■ **GOAL OF THE EXERCISE**: Drop the images; return everything else in the listing below exactly.

Interface markup and scripts
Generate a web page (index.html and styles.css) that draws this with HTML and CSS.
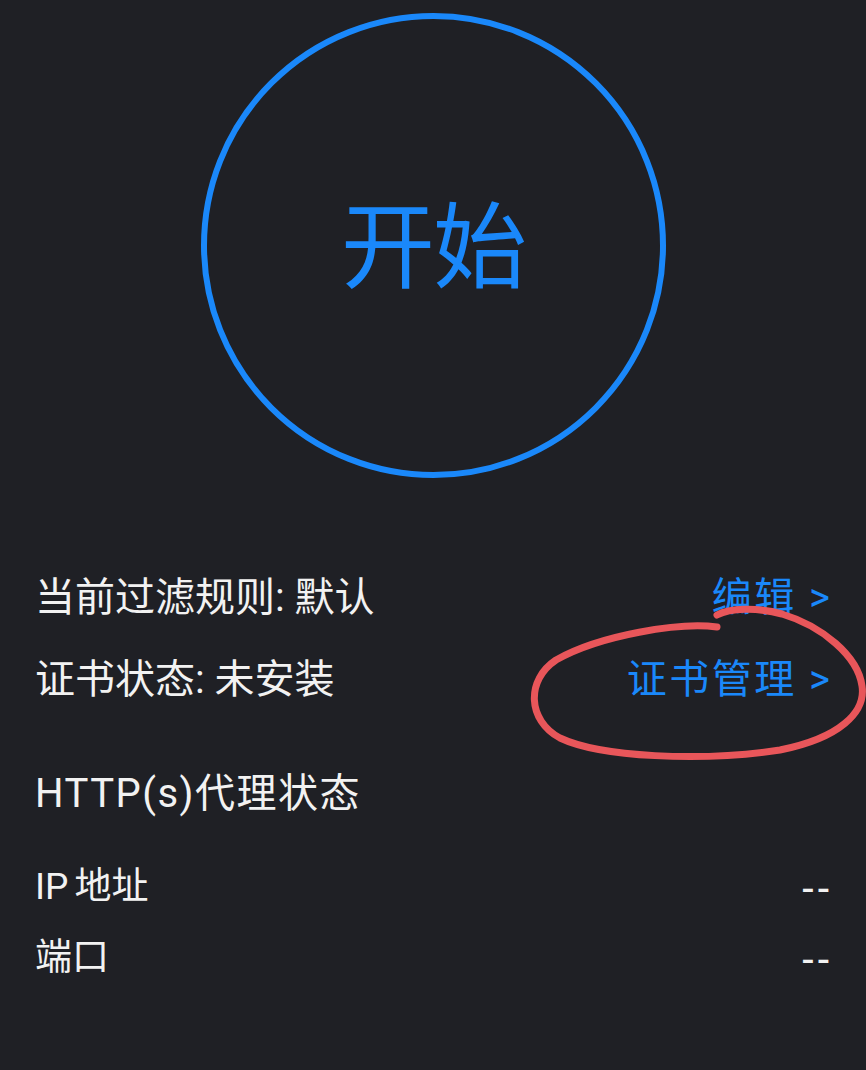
FILE: index.html
```html
<!DOCTYPE html>
<html lang="zh-CN">
<head>
<meta charset="utf-8">
<title>开始</title>
<link rel="stylesheet" href="styles.css">
</head>
<body>
<div class="page">
  <div class="start-wrap">
    <div class="start-circle"><span class="start-label">开始</span></div>
  </div>
  <div class="info">
    <div class="row row-rule">
      <span class="label">当前过滤规则: 默认</span>
      <span class="link">编辑 &gt;</span>
    </div>
    <div class="row row-cert">
      <span class="label">证书状态: 未安装</span>
      <span class="link">证书管理 &gt;</span>
    </div>
    <div class="row row-http">
      <span class="label">HTTP(s)代理状态</span>
    </div>
    <div class="row row-ip row-small">
      <span class="label">IP 地址</span>
      <span class="value">--</span>
    </div>
    <div class="row row-port row-small">
      <span class="label">端口</span>
      <span class="value">--</span>
    </div>
  </div>
  <svg class="annotation" width="866" height="1070" viewBox="0 0 866 1070" aria-hidden="true">
    <path d="M717,627 C680,622 600,635 556,660 C526,680 527,720 560,738 C600,757 700,762 780,750 C840,738 866,712 862,686 C858,656 822,626 782,614 C756,607 730,608 717,615" fill="none" stroke="#e8565a" stroke-width="7" stroke-linecap="round" stroke-linejoin="round"/>
  </svg>
</div>
</body>
</html>
```
FILE: styles.css
```css
html, body {
  margin: 0;
  padding: 0;
  background: #1f2025;
}
body {
  font-family: Roboto, "Noto Sans CJK SC", "Noto Sans", sans-serif;
  color: #f2f2f2;
}
.page {
  position: relative;
  width: 866px;
  height: 1070px;
  overflow: hidden;
}
.start-wrap {
  display: flex;
  justify-content: center;
  padding-top: 13px;
}
.start-circle {
  width: 465px;
  height: 465px;
  box-sizing: border-box;
  border: 6px solid #1a88fa;
  border-radius: 50%;
  display: flex;
  align-items: center;
  justify-content: center;
}
.start-label {
  font-family: "Noto Sans CJK SC", sans-serif;
  font-size: 94px;
  line-height: 1;
  color: #1a88fa;
  letter-spacing: -2px;
  margin-top: -12px;
}
.info {
  padding: 0 36px 0 35px;
  margin-top: 98px;
}
.row {
  display: flex;
  justify-content: space-between;
  align-items: center;
  height: 44px;
  font-size: 40px;
  line-height: 44px;
}
.row-small {
  font-size: 37px;
}
.row-cert { margin-top: 38px; }
.row-http { margin-top: 70px; letter-spacing: 1.5px; }
.row-ip { margin-top: 49px; word-spacing: -3px; }
.row-port { margin-top: 27px; }
.label { color: #f2f2f2; }
.link {
  color: #1a88fa;
  letter-spacing: 2.5px;
  margin-right: -2.5px;
}
.value {
  color: #f2f2f2;
  font-family: "Liberation Sans", sans-serif;
  font-size: 40px;
  letter-spacing: 2px;
  margin-right: -2px;
}
.annotation {
  position: absolute;
  left: 0;
  top: 0;
  pointer-events: none;
}
```
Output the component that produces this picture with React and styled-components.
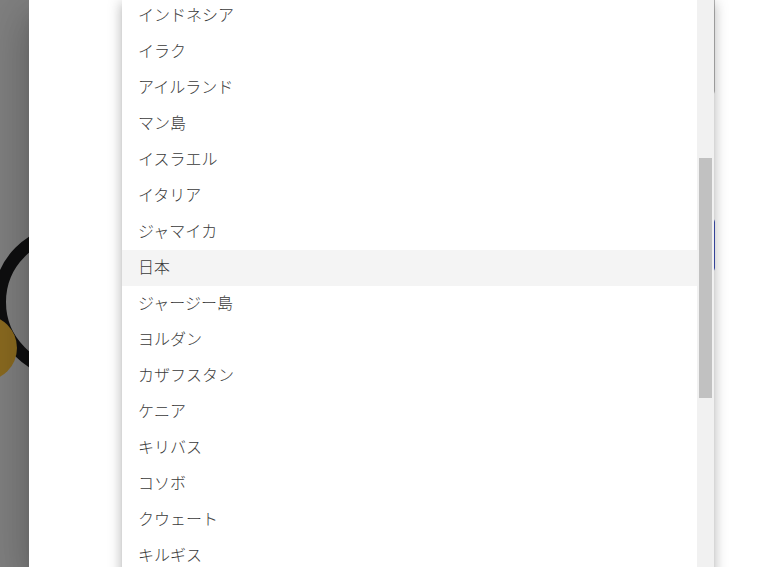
import React from "react";
import styled, { createGlobalStyle } from "styled-components";

const countries = [
  "インドネシア",
  "イラク",
  "アイルランド",
  "マン島",
  "イスラエル",
  "イタリア",
  "ジャマイカ",
  "日本",
  "ジャージー島",
  "ヨルダン",
  "カザフスタン",
  "ケニア",
  "キリバス",
  "コソボ",
  "クウェート",
  "キルギス",
  "ラオス",
  "ラトビア",
];

const GlobalStyle = createGlobalStyle`
  html, body {
    margin: 0;
    padding: 0;
    overflow: hidden;
    background: #ffffff;
  }
  * {
    box-sizing: border-box;
  }
`;

export default function App() {
  return (
    <>
      <GlobalStyle />
      <Screen>
        <Backdrop>
          <svg width="29" height="567" viewBox="0 0 29 567">
            <circle cx="70" cy="302" r="70.5" fill="none" stroke="#0f0f10" strokeWidth="13" />
            <circle cx="-16" cy="348" r="33" fill="#8a6a20" />
          </svg>
        </Backdrop>
        <Modal>
          <Form>
            <Field $top="-40px" $height="135px" />
            <Field $top="123px" $height="54px" $focused />
          </Form>
          <Menu>
            <List>
              {countries.map((name) => (
                <Item key={name} $active={name === "日本"}>
                  {name}
                </Item>
              ))}
            </List>
            <Track>
              <Thumb />
            </Track>
          </Menu>
        </Modal>
      </Screen>
    </>
  );
}

const Screen = styled.div`
  display: flex;
  height: 100vh;
  overflow: hidden;
  font-family: "Noto Sans CJK JP", "Noto Sans", sans-serif;
`;

const Backdrop = styled.div`
  width: 29px;
  flex-shrink: 0;
  background: #808080;
  overflow: hidden;

  svg {
    display: block;
  }
`;

const Modal = styled.div`
  flex: 1;
  position: relative;
  z-index: 1;
  background: #ffffff;
  overflow: hidden;
  box-shadow: 0px 11px 15px -7px rgba(0, 0, 0, 0.2),
    0px 24px 38px 3px rgba(0, 0, 0, 0.14),
    0px 9px 46px 8px rgba(0, 0, 0, 0.12);
`;

const Form = styled.div`
  display: flex;
  flex-direction: column;
  padding-left: 93px;
`;

const Field = styled.div`
  width: 593px;
  height: ${(p) => p.$height};
  margin-top: ${(p) => p.$top};
  border: 1px solid ${(p) => (p.$focused ? "#3f51b5" : "#b8b8b8")};
  border-radius: 4px;
`;

const Menu = styled.div`
  position: absolute;
  top: -2px;
  left: 93px;
  width: 592px;
  display: flex;
  background: #ffffff;
  box-shadow: 0px 5px 5px -3px rgba(0, 0, 0, 0.2),
    0px 8px 10px 1px rgba(0, 0, 0, 0.14),
    0px 3px 14px 2px rgba(0, 0, 0, 0.12);
`;

const List = styled.ul`
  flex: 1;
  margin: 0;
  padding: 0;
  list-style: none;
`;

const Item = styled.li`
  height: 36px;
  padding: 4px 16px 8px;
  font-size: 16px;
  font-weight: 300;
  line-height: 24px;
  color: #3a3a3a;
  background: ${(p) => (p.$active ? "#f4f4f4" : "transparent")};
  white-space: nowrap;
`;

const Track = styled.div`
  width: 17px;
  flex-shrink: 0;
  background: #f1f1f1;
  padding: 160px 2px 0 2px;
`;

const Thumb = styled.div`
  height: 240px;
  background: #c1c1c1;
`;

■ **RESPONSE**:
Generate a web page (index.html and styles.css) that draws this with HTML and CSS.
FILE: index.html
```html
<!DOCTYPE html>
<html lang="zh-CN">
<head>
<meta charset="utf-8">
<title>开始</title>
<link rel="stylesheet" href="styles.css">
</head>
<body>
<div class="page">
  <div class="start-wrap">
    <div class="start-circle"><span class="start-label">开始</span></div>
  </div>
  <div class="info">
    <div class="row row-rule">
      <span class="label">当前过滤规则: 默认</span>
      <span class="link">编辑 &gt;</span>
    </div>
    <div class="row row-cert">
      <span class="label">证书状态: 未安装</span>
      <span class="link">证书管理 &gt;</span>
    </div>
    <div class="row row-http">
      <span class="label">HTTP(s)代理状态</span>
    </div>
    <div class="row row-ip row-small">
      <span class="label">IP 地址</span>
      <span class="value">--</span>
    </div>
    <div class="row row-port row-small">
      <span class="label">端口</span>
      <span class="value">--</span>
    </div>
  </div>
  <svg class="annotation" width="866" height="1070" viewBox="0 0 866 1070" aria-hidden="true">
    <path d="M717,627 C680,622 600,635 556,660 C526,680 527,720 560,738 C600,757 700,762 780,750 C840,738 866,712 862,686 C858,656 822,626 782,614 C756,607 730,608 717,615" fill="none" stroke="#e8565a" stroke-width="7" stroke-linecap="round" stroke-linejoin="round"/>
  </svg>
</div>
</body>
</html>
```
FILE: styles.css
```css
html, body {
  margin: 0;
  padding: 0;
  background: #1f2025;
}
body {
  font-family: Roboto, "Noto Sans CJK SC", "Noto Sans", sans-serif;
  color: #f2f2f2;
}
.page {
  position: relative;
  width: 866px;
  height: 1070px;
  overflow: hidden;
}
.start-wrap {
  display: flex;
  justify-content: center;
  padding-top: 13px;
}
.start-circle {
  width: 465px;
  height: 465px;
  box-sizing: border-box;
  border: 6px solid #1a88fa;
  border-radius: 50%;
  display: flex;
  align-items: center;
  justify-content: center;
}
.start-label {
  font-family: "Noto Sans CJK SC", sans-serif;
  font-size: 94px;
  line-height: 1;
  color: #1a88fa;
  letter-spacing: -2px;
  margin-top: -12px;
}
.info {
  padding: 0 36px 0 35px;
  margin-top: 98px;
}
.row {
  display: flex;
  justify-content: space-between;
  align-items: center;
  height: 44px;
  font-size: 40px;
  line-height: 44px;
}
.row-small {
  font-size: 37px;
}
.row-cert { margin-top: 38px; }
.row-http { margin-top: 70px; letter-spacing: 1.5px; }
.row-ip { margin-top: 49px; word-spacing: -3px; }
.row-port { margin-top: 27px; }
.label { color: #f2f2f2; }
.link {
  color: #1a88fa;
  letter-spacing: 2.5px;
  margin-right: -2.5px;
}
.value {
  color: #f2f2f2;
  font-family: "Liberation Sans", sans-serif;
  font-size: 40px;
  letter-spacing: 2px;
  margin-right: -2px;
}
.annotation {
  position: absolute;
  left: 0;
  top: 0;
  pointer-events: none;
}
```
Output the component that produces this picture with React and styled-components.
import React from "react";
import styled, { createGlobalStyle } from "styled-components";

const countries = [
  "インドネシア",
  "イラク",
  "アイルランド",
  "マン島",
  "イスラエル",
  "イタリア",
  "ジャマイカ",
  "日本",
  "ジャージー島",
  "ヨルダン",
  "カザフスタン",
  "ケニア",
  "キリバス",
  "コソボ",
  "クウェート",
  "キルギス",
  "ラオス",
  "ラトビア",
];

const GlobalStyle = createGlobalStyle`
  html, body {
    margin: 0;
    padding: 0;
    overflow: hidden;
    background: #ffffff;
  }
  * {
    box-sizing: border-box;
  }
`;

export default function App() {
  return (
    <>
      <GlobalStyle />
      <Screen>
        <Backdrop>
          <svg width="29" height="567" viewBox="0 0 29 567">
            <circle cx="70" cy="302" r="70.5" fill="none" stroke="#0f0f10" strokeWidth="13" />
            <circle cx="-16" cy="348" r="33" fill="#8a6a20" />
          </svg>
        </Backdrop>
        <Modal>
          <Form>
            <Field $top="-40px" $height="135px" />
            <Field $top="123px" $height="54px" $focused />
          </Form>
          <Menu>
            <List>
              {countries.map((name) => (
                <Item key={name} $active={name === "日本"}>
                  {name}
                </Item>
              ))}
            </List>
            <Track>
              <Thumb />
            </Track>
          </Menu>
        </Modal>
      </Screen>
    </>
  );
}

const Screen = styled.div`
  display: flex;
  height: 100vh;
  overflow: hidden;
  font-family: "Noto Sans CJK JP", "Noto Sans", sans-serif;
`;

const Backdrop = styled.div`
  width: 29px;
  flex-shrink: 0;
  background: #808080;
  overflow: hidden;

  svg {
    display: block;
  }
`;

const Modal = styled.div`
  flex: 1;
  position: relative;
  z-index: 1;
  background: #ffffff;
  overflow: hidden;
  box-shadow: 0px 11px 15px -7px rgba(0, 0, 0, 0.2),
    0px 24px 38px 3px rgba(0, 0, 0, 0.14),
    0px 9px 46px 8px rgba(0, 0, 0, 0.12);
`;

const Form = styled.div`
  display: flex;
  flex-direction: column;
  padding-left: 93px;
`;

const Field = styled.div`
  width: 593px;
  height: ${(p) => p.$height};
  margin-top: ${(p) => p.$top};
  border: 1px solid ${(p) => (p.$focused ? "#3f51b5" : "#b8b8b8")};
  border-radius: 4px;
`;

const Menu = styled.div`
  position: absolute;
  top: -2px;
  left: 93px;
  width: 592px;
  display: flex;
  background: #ffffff;
  box-shadow: 0px 5px 5px -3px rgba(0, 0, 0, 0.2),
    0px 8px 10px 1px rgba(0, 0, 0, 0.14),
    0px 3px 14px 2px rgba(0, 0, 0, 0.12);
`;

const List = styled.ul`
  flex: 1;
  margin: 0;
  padding: 0;
  list-style: none;
`;

const Item = styled.li`
  height: 36px;
  padding: 4px 16px 8px;
  font-size: 16px;
  font-weight: 300;
  line-height: 24px;
  color: #3a3a3a;
  background: ${(p) => (p.$active ? "#f4f4f4" : "transparent")};
  white-space: nowrap;
`;

const Track = styled.div`
  width: 17px;
  flex-shrink: 0;
  background: #f1f1f1;
  padding: 160px 2px 0 2px;
`;

const Thumb = styled.div`
  height: 240px;
  background: #c1c1c1;
`;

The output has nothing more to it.